• DATASET CONTENT:
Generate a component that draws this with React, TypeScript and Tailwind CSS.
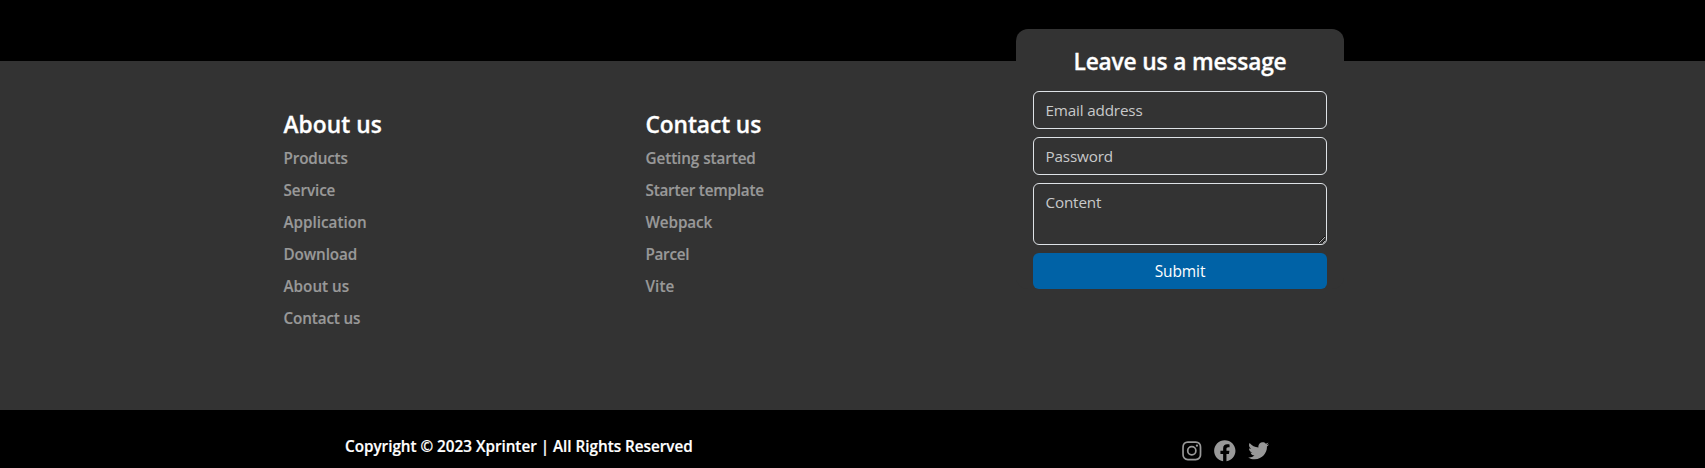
import { BiLogoFacebookCircle, BiLogoInstagram, BiLogoTwitter } from "react-icons/bi";

const columns = [
  {
    title: "About us",
    width: "w-[362px]",
    titleTracking: "tracking-[0.05px]",
    links: [
      { label: "Products", tracking: "tracking-[-0.15px]" },
      { label: "Service", tracking: "tracking-[-0.1px]" },
      { label: "Application", tracking: "tracking-[-0.01px]" },
      { label: "Download", tracking: "tracking-[-0.1px]" },
      { label: "About us", tracking: "tracking-[0px]" },
      { label: "Contact us", tracking: "tracking-[-0.13px]" },
    ],
  },
  {
    title: "Contact us",
    width: "w-[370.5px]",
    titleTracking: "tracking-[-0.1px]",
    links: [
      { label: "Getting started", tracking: "tracking-[-0.08px]" },
      { label: "Starter template", tracking: "tracking-[-0.23px]" },
      { label: "Webpack", tracking: "tracking-[-0.1px]" },
      { label: "Parcel", tracking: "tracking-[-0.3px]" },
      { label: "Vite", tracking: "tracking-[0.1px]" },
    ],
  },
];

const fieldClass =
  "block w-full rounded-md border border-[#dee2e6] bg-transparent pr-3 pl-[11.5px] text-[15.25px] leading-6 tracking-[-0.17px] text-white outline-none placeholder:text-[#c8c9ca]";

export default function App() {
  return (
    <div className="flex h-[468px] flex-col overflow-hidden bg-black pt-[61px] font-['Open_Sans','Noto_Sans',sans-serif] text-white">
      <footer className="flex h-[349px] shrink-0 items-start bg-[#333333] pl-[283.5px]">
        {columns.map((column) => (
          <section key={column.title} className={`${column.width} shrink-0 pt-[49px]`}>
            <h2
              className={`h-[32px] text-[22.75px] leading-[29px] font-semibold [-webkit-text-stroke:0.3px] ${column.titleTracking}`}
            >
              {column.title}
            </h2>
            <ul>
              {column.links.map((link) => (
                <li key={link.label} className="h-8">
                  <a
                    href="#"
                    className={`text-[15.25px] leading-8 font-semibold text-[#999999] [-webkit-text-stroke:0.15px] ${link.tracking}`}
                  >
                    {link.label}
                  </a>
                </li>
              ))}
            </ul>
          </section>
        ))}
        <form className="-mt-8 flex w-[328px] shrink-0 flex-col gap-2 rounded-xl bg-[#333333] px-[17px] pt-[18px]">
          <h2 className="h-9 text-center text-[22.75px] leading-[29px] font-semibold tracking-[-0.18px] [-webkit-text-stroke:0.3px]">
            Leave us a message
          </h2>
          <input type="email" placeholder="Email address" className={`${fieldClass} h-[38px]`} />
          <input type="password" placeholder="Password" className={`${fieldClass} h-[38px]`} />
          <textarea placeholder="Content" className={`${fieldClass} h-[62px] resize-y py-1.5`} />
          <button type="button" className="h-9 rounded-md bg-[#0062a6] text-[15.5px] leading-6 tracking-[-0.1px]">
            Submit
          </button>
        </form>
      </footer>
      <div className="flex h-[58px] shrink-0 items-start justify-between pr-[433.5px] pl-[345px]">
        <p className="pt-6 text-[15.25px] leading-6 font-semibold tracking-[-0.01px] whitespace-nowrap [-webkit-text-stroke:0.2px]">
          Copyright © 2023 Xprinter | All Rights Reserved
        </p>
        <div className="flex items-center gap-2 pt-7 text-[#999999]">
          <BiLogoInstagram size={25.6} />
          <BiLogoFacebookCircle size={25.6} />
          <BiLogoTwitter size={25.6} />
        </div>
      </div>
    </div>
  );
}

• DO THIS: Reproduce the material above exactly, first line through the line that contains "BiLogoFacebookCircle, BiLogoInstagram, BiLogoTwitter", minus the pictures.

• CORRECT ANSWER:
Generate a component that draws this with React, TypeScript and Tailwind CSS.
import { BiLogoFacebookCircle, BiLogoInstagram, BiLogoTwitter } from "react-icons/bi";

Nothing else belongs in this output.